# Material
————————
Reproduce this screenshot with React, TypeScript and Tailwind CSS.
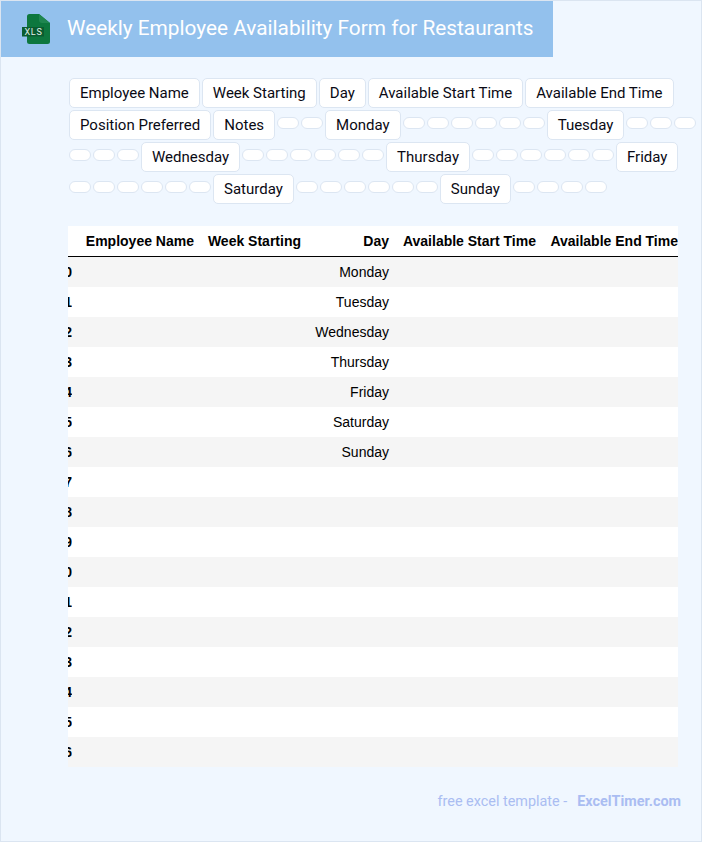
import React from 'react';

// chip list: text chips and empty ones, in page order
const chips = [
  'Employee Name', 'Week Starting', 'Day', 'Available Start Time', 'Available End Time',
  'Position Preferred', 'Notes', '', '', 'Monday', '', '', '', '', '', '', 'Tuesday', '', '', '',
  '', '', '', 'Wednesday', '', '', '', '', '', '', 'Thursday', '', '', '', '', '', '', 'Friday',
  '', '', '', '', '', '', 'Saturday', '', '', '', '', '', '', 'Sunday', '', '', '', '',
];

const days = ['Monday', 'Tuesday', 'Wednesday', 'Thursday', 'Friday', 'Saturday', 'Sunday'];
const rows = Array.from({ length: 17 }, (_, i) => i);
const gridCols = 'grid grid-cols-[4px_122px_107px_88px_147px_142px]';

function XlsIcon() {
  return (
    <svg width="28" height="30" viewBox="0 0 28 30" aria-hidden="true">
      <path
        d="M7.500 0H17l11 9v18.500a2.500 2.500 0 0 1-2.500 2.500h-18A2.500 2.500 0 0 1 5 27.500v-25A2.500 2.500 0 0 1 7.500 0z"
        fill="#0d773e"
      />
      <path d="M17 0l11 9h-8a3 3 0 0 1-3-3z" fill="#1f8650" />
      <rect x="0" y="13" width="22" height="9.500" fill="#0a5c30" />
      <text x="11.500" y="21" textAnchor="middle" fontSize="9" fontFamily="Roboto, sans-serif" fill="#e2f2e9" letterSpacing="0.7">
        XLS
      </text>
    </svg>
  );
}

function Chip({ label }: { label: string }) {
  if (!label) {
    return <span className="mt-[7px] w-[22px] h-[12px] bg-white border border-[#dce6f2] rounded-[6px]" />;
  }
  return (
    <span className="h-[30px] px-[10px] flex items-center bg-white border border-[#dce6f2] rounded-[5px] text-[15px] text-[#0a0a14] whitespace-nowrap">
      {label}
    </span>
  );
}

export default function App() {
  return (
    <div className="w-[702px] h-[842px] bg-[#f0f7ff] border border-[#dbe5f1] font-['Roboto',sans-serif] overflow-hidden">
      {/* Title bar */}
      <div className="w-[552px] h-[56px] bg-[#93c1ed] flex items-center pl-[21px] gap-[17px]">
        <XlsIcon />
        <h1 className="text-[20.8px] leading-[28px] pb-[3px] text-white font-normal whitespace-nowrap">
          Weekly Employee Availability Form for Restaurants
        </h1>
      </div>

      {/* Column chips */}
      <div className="mt-[21px] ml-[68px] w-[630px] flex flex-wrap items-start gap-[2px]">
        {chips.map((label, i) => (
          <Chip key={i} label={label} />
        ))}
      </div>

      {/* Table, scrolled a little to the right */}
      <div className="mt-[22px] ml-[67px] w-[610px] font-['Liberation_Sans',Arial,sans-serif] text-[14px] text-black">
        <div className={`${gridCols} h-[31px] items-center bg-white border-b border-black font-bold text-right whitespace-nowrap`}>
          <span />
          <span>Employee Name</span>
          <span>Week Starting</span>
          <span>Day</span>
          <span>Available Start Time</span>
          <span className="flex justify-end overflow-hidden">Available End Time</span>
        </div>
        {rows.map((i) => (
          <div key={i} className={`${gridCols} h-[30px] items-center text-right ${i % 2 === 0 ? 'bg-[#f5f5f5]' : 'bg-white'}`}>
            <span className="flex justify-end overflow-hidden font-bold">{i}</span>
            <span />
            <span />
            <span>{days[i] ?? ''}</span>
            <span />
            <span />
          </div>
        ))}
      </div>

      {/* Footer */}
      <div className="mt-[25px] pr-[20px] flex justify-end gap-[10px] text-[14.4px] leading-[20px] text-[#aabdf2]">
        <span>free excel template -</span>
        <span className="font-bold">ExcelTimer.com</span>
      </div>
    </div>
  );
}
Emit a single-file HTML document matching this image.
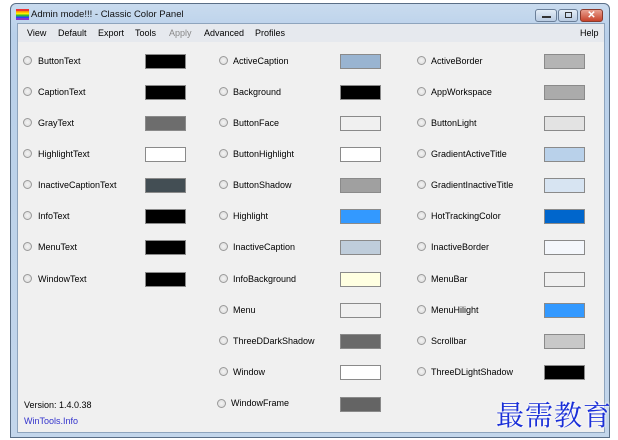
<!DOCTYPE html>
<html><head><meta charset="utf-8"><style>
*{margin:0;padding:0;box-sizing:border-box}
body{width:618px;height:440px;background:#fff;position:relative;overflow:hidden;font-family:"Liberation Sans",sans-serif;font-size:9px;color:#000}
.frame{position:absolute;left:10px;top:3px;width:600px;height:435px;border:1px solid #5a6e86;border-radius:6px 6px 0 0;background:linear-gradient(#c9dbee,#b9d0ea 30px,#c3d6eb)}
.client{position:absolute;left:17px;top:23px;width:588px;height:410px;background:#f0f0f0;border:1px solid #8ea4bd}
.menu{position:absolute;left:0;top:0;width:100%;height:18px;background:#e6e9ee}
.menu span{position:absolute;top:4px;font-size:9px}
.t{position:absolute;top:9px;left:31px;font-size:9.5px;color:#111}
.l{position:absolute;font-size:9px}
.r{position:absolute;width:9px;height:9px;border-radius:50%;border:1px solid #9a9a9a;background:radial-gradient(#f4f4f4,#d8d8d8)}
.s{position:absolute;width:41px;height:15px;border:1px solid #8a8a8a}
.btn{position:absolute;top:9px;height:13px;border:1px solid #6b7f99;border-radius:3px;background:linear-gradient(#e4edf7,#b9cbe2)}
</style></head><body>
<div class="frame"></div>
<div style="position:absolute;left:16px;top:9px;width:13px;height:11px;background:linear-gradient(#e33 0,#e33 17%,#f90 17%,#f90 34%,#fe0 34%,#fe0 50%,#3b3 50%,#3b3 67%,#24f 67%,#24f 84%,#83c 84%)"></div>
<div class="t">Admin mode!!! - Classic Color Panel</div>
<div class="btn" style="left:535px;width:22px"><div style="position:absolute;left:6px;top:6px;width:9px;height:2px;background:#333"></div></div>
<div class="btn" style="left:558px;width:20px"><div style="position:absolute;left:6px;top:2px;width:7px;height:6px;border:1px solid #333"></div></div>
<div class="btn" style="left:580px;width:23px;background:linear-gradient(#e8a090,#c7432b);border-color:#8a3a2c;color:#fff;font-size:10px;text-align:center;line-height:11px;font-weight:bold">✕</div>
<div class="client">
<div class="menu">
<span style="left:9px">View</span><span style="left:40px">Default</span><span style="left:80px">Export</span><span style="left:117px">Tools</span><span style="left:151px;color:#888">Apply</span><span style="left:186px">Advanced</span><span style="left:237px">Profiles</span><span style="left:562px">Help</span>
</div>
</div>

<div class="r" style="left:23px;top:56px"></div><div class="l" style="left:38px;top:56px">ButtonText</div><div class="s" style="left:145px;top:54px;background:#000"></div>
<div class="r" style="left:23px;top:87px"></div><div class="l" style="left:38px;top:87px">CaptionText</div><div class="s" style="left:145px;top:85px;background:#000"></div>
<div class="r" style="left:23px;top:118px"></div><div class="l" style="left:38px;top:118px">GrayText</div><div class="s" style="left:145px;top:116px;background:#6d6d6d"></div>
<div class="r" style="left:23px;top:149px"></div><div class="l" style="left:38px;top:149px">HighlightText</div><div class="s" style="left:145px;top:147px;background:#fff"></div>
<div class="r" style="left:23px;top:180px"></div><div class="l" style="left:38px;top:180px">InactiveCaptionText</div><div class="s" style="left:145px;top:178px;background:#434e54"></div>
<div class="r" style="left:23px;top:211px"></div><div class="l" style="left:38px;top:211px">InfoText</div><div class="s" style="left:145px;top:209px;background:#000"></div>
<div class="r" style="left:23px;top:242px"></div><div class="l" style="left:38px;top:242px">MenuText</div><div class="s" style="left:145px;top:240px;background:#000"></div>
<div class="r" style="left:23px;top:274px"></div><div class="l" style="left:38px;top:274px">WindowText</div><div class="s" style="left:145px;top:272px;background:#000"></div>

<div class="r" style="left:219px;top:56px"></div><div class="l" style="left:233px;top:56px">ActiveCaption</div><div class="s" style="left:340px;top:54px;background:#99b4d1"></div>
<div class="r" style="left:219px;top:87px"></div><div class="l" style="left:233px;top:87px">Background</div><div class="s" style="left:340px;top:85px;background:#000"></div>
<div class="r" style="left:219px;top:118px"></div><div class="l" style="left:233px;top:118px">ButtonFace</div><div class="s" style="left:340px;top:116px;background:#f0f0f0"></div>
<div class="r" style="left:219px;top:149px"></div><div class="l" style="left:233px;top:149px">ButtonHighlight</div><div class="s" style="left:340px;top:147px;background:#fff"></div>
<div class="r" style="left:219px;top:180px"></div><div class="l" style="left:233px;top:180px">ButtonShadow</div><div class="s" style="left:340px;top:178px;background:#a0a0a0"></div>
<div class="r" style="left:219px;top:211px"></div><div class="l" style="left:233px;top:211px">Highlight</div><div class="s" style="left:340px;top:209px;background:#3399ff"></div>
<div class="r" style="left:219px;top:242px"></div><div class="l" style="left:233px;top:242px">InactiveCaption</div><div class="s" style="left:340px;top:240px;background:#bfcddb"></div>
<div class="r" style="left:219px;top:274px"></div><div class="l" style="left:233px;top:274px">InfoBackground</div><div class="s" style="left:340px;top:272px;background:#ffffe1"></div>
<div class="r" style="left:219px;top:305px"></div><div class="l" style="left:233px;top:305px">Menu</div><div class="s" style="left:340px;top:303px;background:#f0f0f0"></div>
<div class="r" style="left:219px;top:336px"></div><div class="l" style="left:233px;top:336px">ThreeDDarkShadow</div><div class="s" style="left:340px;top:334px;background:#696969"></div>
<div class="r" style="left:219px;top:367px"></div><div class="l" style="left:233px;top:367px">Window</div><div class="s" style="left:340px;top:365px;background:#fff"></div>
<div class="r" style="left:217px;top:399px"></div><div class="l" style="left:231px;top:398px">WindowFrame</div><div class="s" style="left:340px;top:397px;background:#646464"></div>

<div class="r" style="left:417px;top:56px"></div><div class="l" style="left:431px;top:56px">ActiveBorder</div><div class="s" style="left:544px;top:54px;background:#b4b4b4"></div>
<div class="r" style="left:417px;top:87px"></div><div class="l" style="left:431px;top:87px">AppWorkspace</div><div class="s" style="left:544px;top:85px;background:#ababab"></div>
<div class="r" style="left:417px;top:118px"></div><div class="l" style="left:431px;top:118px">ButtonLight</div><div class="s" style="left:544px;top:116px;background:#e3e3e3"></div>
<div class="r" style="left:417px;top:149px"></div><div class="l" style="left:431px;top:149px">GradientActiveTitle</div><div class="s" style="left:544px;top:147px;background:#b9d1ea"></div>
<div class="r" style="left:417px;top:180px"></div><div class="l" style="left:431px;top:180px">GradientInactiveTitle</div><div class="s" style="left:544px;top:178px;background:#d7e4f2"></div>
<div class="r" style="left:417px;top:211px"></div><div class="l" style="left:431px;top:211px">HotTrackingColor</div><div class="s" style="left:544px;top:209px;background:#0066cc"></div>
<div class="r" style="left:417px;top:242px"></div><div class="l" style="left:431px;top:242px">InactiveBorder</div><div class="s" style="left:544px;top:240px;background:#f4f7fc"></div>
<div class="r" style="left:417px;top:274px"></div><div class="l" style="left:431px;top:274px">MenuBar</div><div class="s" style="left:544px;top:272px;background:#f0f0f0"></div>
<div class="r" style="left:417px;top:305px"></div><div class="l" style="left:431px;top:305px">MenuHilight</div><div class="s" style="left:544px;top:303px;background:#3399ff"></div>
<div class="r" style="left:417px;top:336px"></div><div class="l" style="left:431px;top:336px">Scrollbar</div><div class="s" style="left:544px;top:334px;background:#c8c8c8"></div>
<div class="r" style="left:417px;top:367px"></div><div class="l" style="left:431px;top:367px">ThreeDLightShadow</div><div class="s" style="left:544px;top:365px;background:#000"></div>

<div class="l" style="left:24px;top:400px">Version: 1.4.0.38</div>
<div class="l" style="left:24px;top:416px;color:#3333cc">WinTools.Info</div>
<div style="position:absolute;left:496px;top:394px;font-family:'Noto Serif CJK SC',serif;font-size:28px;color:#1a2fd8;letter-spacing:1px;text-shadow:0 0 2px #fff,0 0 3px #fff;white-space:nowrap">最需教育</div>
</body></html>
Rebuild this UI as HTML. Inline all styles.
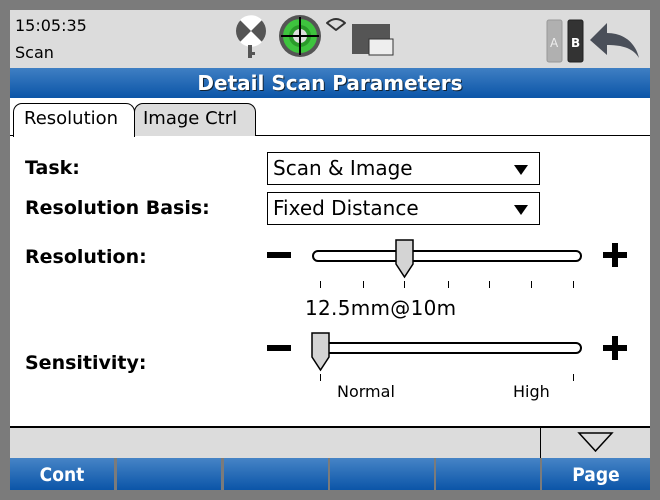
<!DOCTYPE html>
<html><head><style>
*{margin:0;padding:0;box-sizing:border-box}
body{width:660px;height:500px;background:#7b7b7b;position:relative;overflow:hidden;font-family:"DejaVu Sans","Liberation Sans",sans-serif}
.a{position:absolute}
#status{left:10px;top:10px;width:640px;height:58px;background:#dcdcdc}
#title{left:10px;top:68px;width:640px;height:30px;background:linear-gradient(#3f7fc3,#0b55a8);color:#fff;font-weight:bold;font-size:20px;text-align:center;line-height:30px;font-family:"DejaVu Sans",sans-serif;text-shadow:1px 1px 0 #123}
#main{left:10px;top:98px;width:640px;height:329px;background:#fff}
.tab{top:103px;height:33px;border:1px solid #000;border-bottom:none;border-radius:9px 9px 0 0;font-size:18px;line-height:30px;padding:0 10px;font-family:"DejaVu Sans",sans-serif}
.lbl{left:25px;font-weight:bold;font-size:19px;font-family:"DejaVu Sans",sans-serif}
.dd{left:267px;width:273px;height:33px;border:1px solid #000;font-size:20px;line-height:31px;padding-left:5px;font-family:"DejaVu Sans",sans-serif}
.dd:after{content:"";position:absolute;right:11px;top:12px;border-left:7px solid transparent;border-right:7px solid transparent;border-top:10px solid #000}
.track{left:312px;width:270px;height:12px;border:2px solid #000;border-radius:6px;background:#fff}
.tick{width:1px;height:7px;background:#000}
.btn{top:458px;height:32px;width:104px;background:linear-gradient(#4684c6,#0b55a8);color:#fff;font-weight:bold;font-size:19px;text-align:center;line-height:34px;font-family:"DejaVu Sans Condensed","DejaVu Sans",sans-serif}
</style></head><body>
<div id="status" class="a"></div>
<div class="a" style="left:15px;top:16px;font-size:16px">15:05:35</div>
<div class="a" style="left:15px;top:43px;font-size:16px">Scan</div>
<svg class="a" style="left:230px;top:12px" width="170" height="50">
<circle cx="21" cy="19" r="15" fill="#555"/><path d="M21 19 L10 8 A15 15 0 0 1 32 8Z M21 19 L10 30 A15 15 0 0 0 32 30Z" fill="#fff"/>
<rect x="18" y="33" width="4" height="13" fill="#555"/><rect x="18" y="40" width="7" height="3" fill="#555"/>
<circle cx="70" cy="24" r="21" fill="#555"/><circle cx="70" cy="24" r="17" fill="#3ec43e"/><circle cx="70" cy="24" r="11" fill="#2a9a2a"/><circle cx="70" cy="24" r="7" fill="#ddd"/>
<path d="M70 5V43M51 24H89" stroke="#000" stroke-width="2"/>
<path d="M97 11Q106 3 115 11L106 18Z" fill="none" stroke="#333" stroke-width="2" stroke-linejoin="round"/>
<rect x="122" y="12" width="38" height="30" fill="#555"/><rect x="139" y="27" width="24" height="16" fill="#eee" stroke="#333"/>
</svg>
<svg class="a" style="left:545px;top:16px" width="100" height="48">
<rect x="2" y="4" width="15" height="42" fill="#b0b0b0" stroke="#999" rx="2"/><text x="5" y="31" font-size="12" fill="#eee" font-family="DejaVu Sans">A</text>
<rect x="23" y="4" width="15" height="42" fill="#333" stroke="#222" rx="2"/><text x="26" y="31" font-size="12" fill="#fff" font-weight="bold" font-family="DejaVu Sans">B</text>
<path d="M45 24L62 7V17C77 17 90 25 94 42C88 32 77 29 62 29V39Z" fill="#4a4f59"/>
</svg>
<div id="title" class="a">Detail Scan Parameters</div>
<div id="main" class="a"></div>
<div class="a" style="left:10px;top:135px;width:640px;height:1px;background:#000"></div>
<div class="a tab" style="left:134px;width:122px;background:#dcdcdc;padding:0 8px">Image Ctrl</div>
<div class="a tab" style="left:13px;width:122px;background:#fff;height:34px">Resolution</div>
<div class="lbl a" style="top:157px">Task:</div>
<div class="lbl a" style="top:197px">Resolution Basis:</div>
<div class="lbl a" style="top:246px">Resolution:</div>
<div class="lbl a" style="top:352px">Sensitivity:</div>
<div class="dd a" style="top:152px">Scan &amp; Image</div>
<div class="dd a" style="top:192px">Fixed Distance</div>
<div class="a" style="left:267px;top:252px;width:24px;height:6px;background:#000"></div>
<div class="a" style="left:603px;top:252px;width:24px;height:6px;background:#000"></div>
<div class="a" style="left:612px;top:243px;width:6px;height:24px;background:#000"></div>
<div class="a" style="left:267px;top:345px;width:24px;height:6px;background:#000"></div>
<div class="a" style="left:603px;top:345px;width:24px;height:6px;background:#000"></div>
<div class="a" style="left:612px;top:336px;width:6px;height:24px;background:#000"></div>
<div class="a track" style="top:250px"></div>
<div class="a track" style="top:342px"></div>
<svg class="a" style="left:395px;top:239px" width="20" height="40"><path d="M1 1H18V25L9.5 38L1 25Z" fill="#d4d4d4" stroke="#000" stroke-width="1.5"/></svg>
<svg class="a" style="left:311px;top:332px" width="20" height="40"><path d="M1 1H18V25L9.5 38L1 25Z" fill="#d4d4d4" stroke="#000" stroke-width="1.5"/></svg>
<div class="a tick" style="left:320px;top:281px"></div><div class="a tick" style="left:363px;top:281px"></div><div class="a tick" style="left:404px;top:281px"></div><div class="a tick" style="left:448px;top:281px"></div><div class="a tick" style="left:489px;top:281px"></div><div class="a tick" style="left:531px;top:281px"></div><div class="a tick" style="left:573px;top:281px"></div>
<div class="a tick" style="left:320px;top:374px"></div><div class="a tick" style="left:573px;top:374px"></div>
<div class="a" style="left:305px;top:296px;font-size:20px;font-family:'DejaVu Sans',sans-serif;letter-spacing:0.3px">12.5mm@10m</div>
<div class="a" style="left:337px;top:382px;font-size:16px;font-family:'DejaVu Sans',sans-serif">Normal</div>
<div class="a" style="left:513px;top:382px;font-size:16px;font-family:'DejaVu Sans',sans-serif">High</div>
<div class="a" style="left:10px;top:426px;width:640px;height:2px;background:#000"></div>
<div class="a" style="left:10px;top:428px;width:640px;height:30px;background:#dcdcdc"></div>
<div class="a" style="left:540px;top:428px;width:1px;height:30px;background:#000"></div>
<svg class="a" style="left:577px;top:431px" width="38" height="22"><path d="M2 2H35L18.5 20Z" fill="none" stroke="#000" stroke-width="1.5"/></svg>
<div class="a btn" style="left:10px">Cont</div>
<div class="a btn" style="left:117px"></div>
<div class="a btn" style="left:224px"></div>
<div class="a btn" style="left:330px"></div>
<div class="a btn" style="left:436px"></div>
<div class="a btn" style="left:542px;width:108px">Page</div>
</body></html>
————————
Set down word for word the lines from the first entry through the line with "import React from 'react';", both included, omitting pictures.

# Problem solution
Reproduce this screenshot with React, TypeScript and Tailwind CSS.
import React from 'react';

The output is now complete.